If you’re experiencing anger or irritability, learning to cope and manage the emotions can help improve your relationships with others and your overall quality of life.

The following steps may help you manage any shifts in emotions.

Identify your triggers

Some events, people, or requests can be really upsetting and turn a good day into a bad one.

As you experience these triggers, make a list. Try to recognize what triggers your anger or makes you most upset, and learn to ignore or cope with them.

Take your medications

Well-managed bipolar disorder may cause fewer severe emotional shifts. Once you and your doctor decide on a treatment plan, stick to it. It can help you maintain even emotional states.

Talk with a therapist

In addition to medications, doctors often suggest people with bipolar disorder take part in cognitive behavioral therapy (CBT).

CBT is a type of therapy that can help people with bipolar disorder express their thoughts, feelings, and concerns.

The end goal is for you to learn to be productive despite the disorder, and to find ways to cope with any lingering side effects or complications, whether from medication or the condition itself.

Harness the energy

When you sense yourself getting upset or frustrated, look for creative outlets that can help you harness the energy while avoiding a negative interaction with another person.

This could include exercise, meditation, reading, or any other activity that lets you manage emotions in a more productive way.

Lean in to your support team

When you’re having a bad day or week, you need people you can turn to. Explain to your friends and family members that you’re working through the symptoms of bipolar disorder and need accountability.
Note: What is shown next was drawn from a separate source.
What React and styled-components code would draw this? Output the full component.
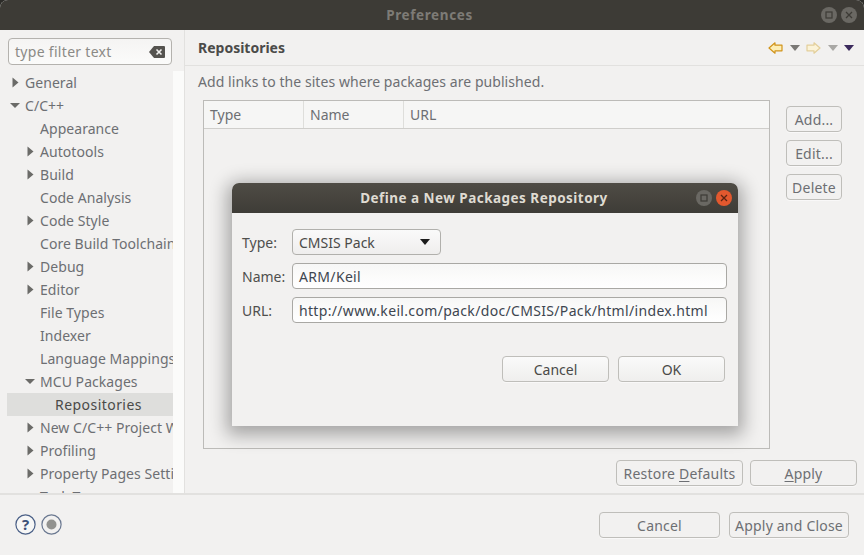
import styled, { createGlobalStyle } from 'styled-components';

const GlobalStyles = createGlobalStyle`
  * {
    box-sizing: border-box;
  }

  html, body {
    margin: 0;
    height: 100%;
    background-color: #2c2b28;
    overflow: hidden;
  }

  body {
    font-family: "Noto Sans", "Open Sans", sans-serif;
    font-size: 14px;
  }
`;

const Window = styled.div`
  position: relative;
  width: 864px;
  height: 555px;
  display: flex;
  flex-direction: column;
  background-color: #f2f1f0;
  border-radius: 8px 8px 0 0;
  overflow: hidden;
`;

const TitleBar = styled.div`
  position: relative;
  flex: none;
  height: 30px;
  display: flex;
  align-items: center;
  justify-content: center;
  padding-right: ${({ small }) => (small ? '2px' : '5px')};
  background: ${({ small }) => (small
    ? 'linear-gradient(#4f4c45, #3e3c37)'
    : '#3d3b36')};
  color: ${({ small }) => (small ? '#dfdbd2' : '#7d7b76')};
  font-weight: bold;
  font-size: 13.5px;
  letter-spacing: ${({ small }) => (small ? '0.47px' : '0.62px')};
`;

const WindowButtons = styled.div`
  position: absolute;
  top: 7px;
  right: ${({ small }) => (small ? '6px' : '7px')};
  display: flex;
  gap: 4px;
`;

const WindowButton = styled.div`
  width: 16px;
  height: 16px;
  border-radius: 50%;
  display: flex;
  align-items: center;
  justify-content: center;
  background: ${({ close }) => (close ? '#e2582e' : '#6a6863')};
`;

const Body = styled.div`
  flex: 1;
  min-height: 0;
  display: flex;
`;

const Sidebar = styled.div`
  width: 185px;
  flex: none;
  display: flex;
  flex-direction: column;
  padding: 8px 0 0 7px;
  border-right: 1px solid #e2e1df;
  background: linear-gradient(90deg, #f2f1f0 7px, transparent 7px),
    linear-gradient(#f2f1f0, #f2f1f0) left top / 100% 41px no-repeat,
    #fbfbfa;
`;

const FilterBox = styled.div`
  width: 164px;
  height: 27px;
  margin-left: 1px;
  padding: 0 6px;
  display: flex;
  align-items: center;
  justify-content: space-between;
  background: linear-gradient(#f5f4f3, #fbfbfa);
  border: 1px solid #b4b2ae;
  border-radius: 4px;
  color: #8b8a86;
  letter-spacing: 0.3px;
`;

const Tree = styled.div`
  margin-top: 6px;
  width: 166px;
  height: 422px;
  background-color: #f2f1f0;
  overflow: hidden;
`;

const TreeRow = styled.div`
  position: relative;
  height: 23px;
  display: flex;
  align-items: center;
  padding-left: ${({ level }) => 18 + level * 15}px;
  white-space: nowrap;
  color: ${({ selected }) => (selected ? '#4a4a48' : '#6d6f73')};
  background-color: ${({ selected }) => (selected ? '#dededc' : 'transparent')};
  letter-spacing: ${({ selected }) => (selected ? '0.45px' : '0.05px')};
`;

const TreeArrow = styled.svg`
  position: absolute;
  left: ${({ level }) => 3 + level * 15}px;
  top: 6px;
  width: 11px;
  height: 11px;
  fill: #6b6b68;
`;

const Content = styled.div`
  flex: 1;
  min-width: 0;
  display: flex;
  flex-direction: column;
`;

const PageHeader = styled.div`
  height: 36px;
  flex: none;
  display: flex;
  align-items: center;
  justify-content: space-between;
  padding: 0 10px 0 13px;
  border-bottom: 1px solid #e2e1df;
`;

const PageTitle = styled.div`
  font-weight: bold;
  color: #4b4b49;
`;

const HeaderTools = styled.div`
  display: flex;
  align-items: center;
  gap: 6.5px;
`;

const Description = styled.div`
  margin: 5px 0 0 13px;
  height: 22px;
  line-height: 22px;
  color: #6d6f73;
  letter-spacing: 0.06px;
`;

const MainRow = styled.div`
  flex: 1;
  min-height: 0;
  display: flex;
  padding: 7px 22px 0 18px;
`;

const Table = styled.div`
  width: 567px;
  height: 349px;
  flex: none;
  border: 1px solid #bcbbb8;
  background-color: #f2f1f0;
`;

const TableHead = styled.div`
  height: 28px;
  display: flex;
  background-color: #f6f6f5;
  border-bottom: 1px solid #cfcecb;
`;

const HeadCell = styled.div`
  width: ${({ wide }) => (wide ? 'auto' : '100px')};
  flex: ${({ wide }) => (wide ? 1 : 'none')};
  padding-left: 6px;
  line-height: 27px;
  color: #6d6f73;
  border-right: ${({ wide }) => (wide ? 'none' : '1px solid #dededb')};
`;

const SideButtons = styled.div`
  margin: 6px 0 0 16px;
  width: 56px;
  display: flex;
  flex-direction: column;
  gap: 8px;
`;

const Button = styled.div`
  height: 26px;
  flex: none;
  width: ${({ width }) => (width ? `${width}px` : 'auto')};
  display: flex;
  align-items: center;
  justify-content: center;
  white-space: nowrap;
  letter-spacing: ${({ strong }) => (strong ? '0' : '0.2px')};
  border: 1px solid #bfbeba;
  border-radius: 4px;
  background: ${({ strong }) => (strong ? 'linear-gradient(#fafafa, #efeeed)' : '#f2f1f0')};
  color: ${({ strong }) => (strong ? '#4a4a48' : '#6d6f73')};
  box-shadow: 0 1px 0 rgba(255, 255, 255, 0.5);

  u {
    text-underline-offset: 2px;
  }
`;

const ActionRow = styled.div`
  flex: none;
  height: 44px;
  padding: 0 7px 7px 0;
  display: flex;
  align-items: flex-end;
  justify-content: flex-end;
  gap: 7px;
`;

const Footer = styled.div`
  flex: none;
  height: 62px;
  display: flex;
  align-items: flex-start;
  justify-content: space-between;
  padding: 17px 15px 0 15px;
  border-top: 2px solid #e2e1df;
`;

const FooterIcons = styled.div`
  display: flex;
  gap: 5px;
  margin-top: 2px;
`;

const FooterButtons = styled.div`
  display: flex;
  gap: 9px;
`;

const DialogShadow = styled.div`
  position: absolute;
  left: 232px;
  top: 183px;
  width: 506px;
  height: 243px;
  border-radius: 7px 7px 0 0;
  box-shadow: 0 4px 18px 5px rgba(0, 0, 0, 0.32);
`;

const Dialog = styled.div`
  position: absolute;
  left: 232px;
  top: 183px;
  width: 506px;
  height: 243px;
  display: flex;
  flex-direction: column;
  background-color: #f2f1f0;
  border-radius: 7px 7px 0 0;
  overflow: hidden;
`;

const Form = styled.div`
  display: grid;
  grid-template-columns: 50px 435px;
  row-gap: 8px;
  padding: 16px 0 0 10px;
  align-items: center;
`;

const FormLabel = styled.div`
  color: #4f4f4d;
`;

const Select = styled.div`
  width: 149px;
  height: 26px;
  padding: 0 10px 0 6px;
  display: flex;
  align-items: center;
  justify-content: space-between;
  background: linear-gradient(#fafafa, #efeeed);
  border: 1px solid #b1b0ac;
  border-radius: 4px;
  color: #4a4a48;
`;

const TextField = styled.div`
  height: 26px;
  padding: 0 6px;
  display: flex;
  align-items: center;
  white-space: nowrap;
  letter-spacing: 0.33px;
  background: linear-gradient(#f7f7f6, #fff);
  border: 1px solid #a9a8a4;
  border-radius: 4px;
  color: #3e4650;
`;

const DialogButtons = styled.div`
  margin-top: 33px;
  padding-right: 13px;
  display: flex;
  justify-content: flex-end;
  gap: 9px;
`;

const tree = [
  { label: 'General', level: 0, arrow: 'right' },
  { label: 'C/C++', level: 0, arrow: 'down' },
  { label: 'Appearance', level: 1 },
  { label: 'Autotools', level: 1, arrow: 'right' },
  { label: 'Build', level: 1, arrow: 'right' },
  { label: 'Code Analysis', level: 1 },
  { label: 'Code Style', level: 1, arrow: 'right' },
  { label: 'Core Build Toolchains', level: 1 },
  { label: 'Debug', level: 1, arrow: 'right' },
  { label: 'Editor', level: 1, arrow: 'right' },
  { label: 'File Types', level: 1 },
  { label: 'Indexer', level: 1 },
  { label: 'Language Mappings', level: 1 },
  { label: 'MCU Packages', level: 1, arrow: 'down' },
  { label: 'Repositories', level: 2, selected: true },
  { label: 'New C/C++ Project Wizard', level: 1, arrow: 'right' },
  { label: 'Profiling', level: 1, arrow: 'right' },
  { label: 'Property Pages Settings', level: 1, arrow: 'right' },
  { label: 'Task Tags', level: 1 },
];

const Triangle = ({ color, size = 10 }) => (
  <svg width={size} height={size * 0.6} viewBox="0 0 10 6">
    <path d="M0 0H10L5 6Z" fill={color} />
  </svg>
);

const NavArrow = ({ flip, fill, stroke }) => (
  <svg width="15" height="12" viewBox="0 0 15 12" style={flip ? { transform: 'scaleX(-1)' } : undefined}>
    <path d="M1 6L7 0.8V3.2H14V8.8H7V11.2Z" fill={fill} stroke={stroke} strokeWidth="1.2" strokeLinejoin="round" />
  </svg>
);

const App = () => (
  <>
    <GlobalStyles />
    <Window>
      <TitleBar>
        Preferences
        <WindowButtons>
          <WindowButton>
            <svg width="8" height="8" viewBox="0 0 8 8"><rect x="1" y="1" width="6" height="6" fill="none" stroke="#3d3b36" strokeWidth="1.2" /></svg>
          </WindowButton>
          <WindowButton>
            <svg width="8" height="8" viewBox="0 0 8 8"><path d="M1 1L7 7M7 1L1 7" stroke="#3d3b36" strokeWidth="1.3" /></svg>
          </WindowButton>
        </WindowButtons>
      </TitleBar>
      <Body>
        <Sidebar>
          <FilterBox>
            type filter text
            <svg width="16" height="12" viewBox="0 0 16 12">
              <path d="M5 0H15a1 1 0 0 1 1 1V11a1 1 0 0 1-1 1H5L0 6Z" fill="#55534f" />
              <path d="M7.5 3.5L12.5 8.5M12.5 3.5L7.5 8.5" stroke="#f2f1f0" strokeWidth="1.6" />
            </svg>
          </FilterBox>
          <Tree>
            {tree.map(({ label, level, arrow, selected }) => (
              <TreeRow key={label} level={level} selected={selected}>
                {arrow && (
                  <TreeArrow level={level} viewBox="0 0 11 11">
                    <path d={arrow === 'right' ? 'M2.5 0.5L8.5 5.5L2.5 10.5Z' : 'M0 3H10L5 8Z'} />
                  </TreeArrow>
                )}
                {label}
              </TreeRow>
            ))}
          </Tree>
        </Sidebar>
        <Content>
          <PageHeader>
            <PageTitle>Repositories</PageTitle>
            <HeaderTools>
              <NavArrow fill="#fdeeb5" stroke="#d1941a" />
              <Triangle color="#7a7875" />
              <NavArrow flip fill="#fbf3d8" stroke="#e3cf9a" />
              <Triangle color="#a9a8a5" />
              <Triangle color="#3b2a5c" />
            </HeaderTools>
          </PageHeader>
          <Description>Add links to the sites where packages are published.</Description>
          <MainRow>
            <Table>
              <TableHead>
                <HeadCell>Type</HeadCell>
                <HeadCell>Name</HeadCell>
                <HeadCell wide>URL</HeadCell>
              </TableHead>
            </Table>
            <SideButtons>
              <Button>Add...</Button>
              <Button>Edit...</Button>
              <Button>Delete</Button>
            </SideButtons>
          </MainRow>
          <ActionRow>
            <Button width={127}><span>Restore <u>D</u>efaults</span></Button>
            <Button width={107}><span><u>A</u>pply</span></Button>
          </ActionRow>
        </Content>
      </Body>
      <Footer>
        <FooterIcons>
          <svg width="21" height="21" viewBox="0 0 21 21">
            <circle cx="10.5" cy="10.5" r="9.6" fill="#f7f7f6" stroke="#4a5f86" strokeWidth="1.2" />
            <text x="10.5" y="16" textAnchor="middle" fontSize="15" fontWeight="bold" fontFamily="Noto Sans" fill="#3d5078">?</text>
          </svg>
          <svg width="21" height="21" viewBox="0 0 21 21">
            <circle cx="10.5" cy="10.5" r="9.6" fill="#f2f1f0" stroke="#6a7890" strokeWidth="1.2" />
            <circle cx="10.5" cy="10.5" r="5" fill="#92928f" />
          </svg>
        </FooterIcons>
        <FooterButtons>
          <Button width={121}>Cancel</Button>
          <Button width={120}>Apply and Close</Button>
        </FooterButtons>
      </Footer>
      <DialogShadow />
      <Dialog>
        <TitleBar small>
          Define a New Packages Repository
          <WindowButtons small>
            <WindowButton>
              <svg width="8" height="8" viewBox="0 0 8 8"><rect x="1" y="1" width="6" height="6" fill="none" stroke="#3d3b36" strokeWidth="1.2" /></svg>
            </WindowButton>
            <WindowButton close>
              <svg width="8" height="8" viewBox="0 0 8 8"><path d="M1 1L7 7M7 1L1 7" stroke="#5a2412" strokeWidth="1.3" /></svg>
            </WindowButton>
          </WindowButtons>
        </TitleBar>
        <Form>
          <FormLabel>Type:</FormLabel>
          <Select>
            CMSIS Pack
            <Triangle color="#1c1c1c" />
          </Select>
          <FormLabel>Name:</FormLabel>
          <TextField>ARM/Keil</TextField>
          <FormLabel>URL:</FormLabel>
          <TextField>http://www.keil.com/pack/doc/CMSIS/Pack/html/index.html</TextField>
        </Form>
        <DialogButtons>
          <Button width={107} strong>Cancel</Button>
          <Button width={107} strong>OK</Button>
        </DialogButtons>
      </Dialog>
    </Window>
  </>
);

export default App;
Together, you can learn to manage this mood disorder.

When a person has bipolar disorder, their emotional shifts may seem very unexpected to you. The highs and lows may take a toll.

Learning to anticipate and react to these changes can help people with bipolar disorder, as well as their loved ones, cope with the emotional changes.

Here are a few strategies to keep in mind.

Don’t back down

If you’ve been dealing with your loved one’s bursts of anger and irritability for a long time, you may be tired and unwilling to put up a fight.

Instead, ask your loved one to visit a therapist with you so the two of you can learn ways to communicate more clearly when emotions are high.

Remember, they’re not necessarily angry at you

It can be easy to feel that the anger attack is about something you did or said. If you can’t pinpoint a reason for their anger, take a step back. Ask them what they’re upset about, and go from there.

Engage positively

Ask your loved one about their experiences. Be willing to listen and be open.

Sometimes explaining what they’re experiencing can help your loved one cope better with their shifts in mood, and communicate better through them.

Look for a community of support

Ask your loved one’s doctor or therapist for recommendations for groups you could join or professionals you could see. You need support too.

Help them stick to treatment

The key to treatment for bipolar disorder is consistency.

Help ensure that your loved one is taking their medication and following through with other treatments when and how they’re supposed to. If they’re not, encourage them to talk with their doctor about finding a treatment that works better for them.